Even once we move to New York.
It always smelled like this, my mother says.
Wet grass and pine.
Like memory.
-from Brown Girl Dreaming by Jacqueline Woodson
I love reading the comic section of the morning newspaper over coffee in the morning – that and completing the Jumble are part of my daily routine. A few weeks ago after reading “Family Circus,” I immediately cut out the cartoon and pasted it in my notebook. The single frame showed Dolly with a coloring book and crayons explaining to her mom, “Smell that, Mommy? It’s my favorite. A just-opened box of fresh crayons.”
I knew that smell immediately, and suddenly I was six years old again with my nose in a just-opened crayon box. That started me thinking about the importance of smells to evoke memories. We all probably have memories associated with smells, either pleasant or not so pleasant. The smell of mothballs always reminds me of a toy rocking horse named Redboy I had as a child. A whiff of cherry pipe tobacco and my head is filled with memories of a guy I dated in college. The scent of apple or cherry pie fresh from the oven brings my grandmother close once again. In today's Nerdy Book Club post, author Philip Stead was talking about the art room in his high school and how the smell was his favorite part – “…a mixture of oil paints and solvents and photo chemicals and graphite dust and wet clay.”

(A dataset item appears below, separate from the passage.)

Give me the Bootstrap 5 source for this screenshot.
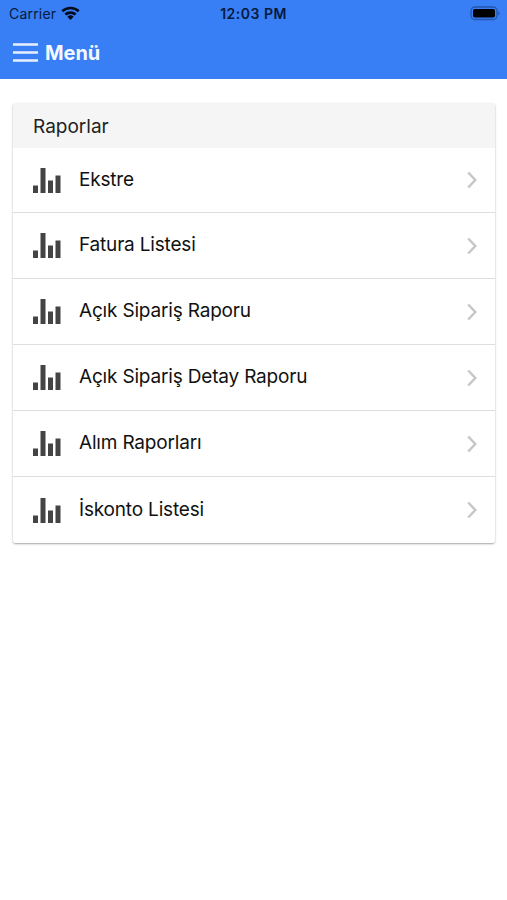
<!DOCTYPE html>
<html lang="tr">
<head>
<meta charset="utf-8">
<meta name="viewport" content="width=device-width, initial-scale=1">
<title>Menü</title>
<link href="https://cdn.jsdelivr.net/npm/bootstrap@5.3.0/dist/css/bootstrap.min.css" rel="stylesheet">
<style>
body { font-family: Inter, "Liberation Sans", sans-serif; background: #fff; color: #111; }
.app-header { background: #387ef5; height: 79px; border-bottom: 1px solid #3d7ff0; }
.status-bar { height: 27px; color: #071a3d; font-size: 14px; line-height: 27px; padding: 0 7px 0 9px; }
.status-bar > * { flex: 1 1 0; }
.carrier { letter-spacing: .2px; }
.clock { font-weight: 600; font-size: 14px; letter-spacing: .5px; margin-left: -2px; }
.title-bar { height: 51px; padding-left: 13px; gap: 7px; }
.title-text { font-size: 20px; font-weight: 700; color: #f4f8ff; line-height: 24px; letter-spacing: -.05px; }
.report-card { margin: 24px 12px 0 13px; border-radius: 3px; box-shadow: 0 1px 2px rgba(0,0,0,.36); }
.report-head { height: 45px; background: #f5f5f5; color: #222; padding: 1px 0 0 20px; font-size: 19px; line-height: 45px; border-radius: 3px 3px 0 0; }
.report-row { height: 66px; padding: 0 18px 0 19.5px; border-color: #dedede; color: #111; font-size: 19px; background: #fff; }
.report-row:first-child { height: 65px; }
.report-row:last-child { border-radius: 0 0 3px 3px; }
.report-label { margin-left: 18.5px; line-height: 24px; padding-bottom: 1px; letter-spacing: -.18px; }
</style>
<script src="https://cdn.jsdelivr.net/npm/bootstrap@5.3.0/dist/js/bootstrap.bundle.min.js"></script>
</head>
<body class="min-vh-100 d-flex flex-column">
<svg class="d-none" aria-hidden="true">
  <symbol id="bars" viewBox="0 0 28 25"><path fill="#444" d="M0 17.500h5V25H0zM7.500 0h5v25h-5zM15 12.500h5V25h-5zM22.500 7.500h5V25h-5z"/></symbol>
  <symbol id="chevron" viewBox="0 0 10 18"><path d="M1.200 1.500 8.300 9l-7.100 7.500" fill="none" stroke="#c7c7c7" stroke-width="2.500"/></symbol>
</svg>
<header class="app-header">
  <div class="status-bar d-flex align-items-center">
    <div class="carrier d-flex align-items-center">Carrier
      <svg class="ms-1" width="20" height="15" viewBox="0 0 20 15"><g fill="none" stroke="#020b1c" stroke-width="2.700"><path d="M2.300 5.300a11.800 11.800 0 0 1 16.400 0"/><path d="M5.400 8.600a7.400 7.400 0 0 1 10.200 0"/></g><path d="M7.400 10.700a4.600 4.600 0 0 1 6.200 0l-3.100 3.200z" fill="#020b1c"/></svg>
    </div>
    <div class="clock text-center">12:03 PM</div>
    <div class="d-flex justify-content-end align-items-center">
      <svg width="30" height="15" viewBox="0 0 30 15"><rect x="1" y="1" width="26" height="12.500" rx="3.800" fill="none" stroke="#2456ac" stroke-width="1.300"/><rect x="3" y="3" width="22" height="8.500" rx="1.800" fill="#000"/><path d="M28.300 5v4.500q1.400-.8 1.400-2.250T28.300 5z" fill="#2456ac"/></svg>
    </div>
  </div>
  <div class="title-bar d-flex align-items-center">
    <svg width="25" height="19" viewBox="0 0 25 19"><path d="M0 1.500h25M0 9.500h25M0 17.500h25" stroke="#e6f0ff" stroke-width="2.500"/></svg>
    <span class="title-text">Menü</span>
  </div>
</header>
<main class="report-card">
  <div class="report-head">Raporlar</div>
  <div class="list-group list-group-flush">
    <a href="#" class="report-row list-group-item d-flex align-items-center"><svg width="28" height="25"><use href="#bars"/></svg><span class="report-label flex-grow-1">Ekstre</span><svg width="10" height="18"><use href="#chevron"/></svg></a>
    <a href="#" class="report-row list-group-item d-flex align-items-center"><svg width="28" height="25"><use href="#bars"/></svg><span class="report-label flex-grow-1">Fatura Listesi</span><svg width="10" height="18"><use href="#chevron"/></svg></a>
    <a href="#" class="report-row list-group-item d-flex align-items-center"><svg width="28" height="25"><use href="#bars"/></svg><span class="report-label flex-grow-1">Açık Sipariş Raporu</span><svg width="10" height="18"><use href="#chevron"/></svg></a>
    <a href="#" class="report-row list-group-item d-flex align-items-center"><svg width="28" height="25"><use href="#bars"/></svg><span class="report-label flex-grow-1">Açık Sipariş Detay Raporu</span><svg width="10" height="18"><use href="#chevron"/></svg></a>
    <a href="#" class="report-row list-group-item d-flex align-items-center"><svg width="28" height="25"><use href="#bars"/></svg><span class="report-label flex-grow-1">Alım Raporları</span><svg width="10" height="18"><use href="#chevron"/></svg></a>
    <a href="#" class="report-row list-group-item d-flex align-items-center"><svg width="28" height="25"><use href="#bars"/></svg><span class="report-label flex-grow-1">İskonto Listesi</span><svg width="10" height="18"><use href="#chevron"/></svg></a>
  </div>
</main>
</body>
</html>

There are lots of smells I love to experience. Although they may not be associated with a specific memory, they always have some kind of effect on me. I love the smell of:
a freshly opened can of coffee
laundry hanging on the line, warmed by summer sunshine
morning dew
a wreath of newly cut pine boughs
hazelnut coffee
breaking the seal on a new jar of peanut butter (my husband knows to seek me out when this happens)
smoke from a wood stove on a crisp autumn day
roses
lavender
cinnamon
I’m sure there are some smells that would bring back unpleasant memories for me as well, but for the most part, smells are a positive force for me. I guess I’m lucky in that respect.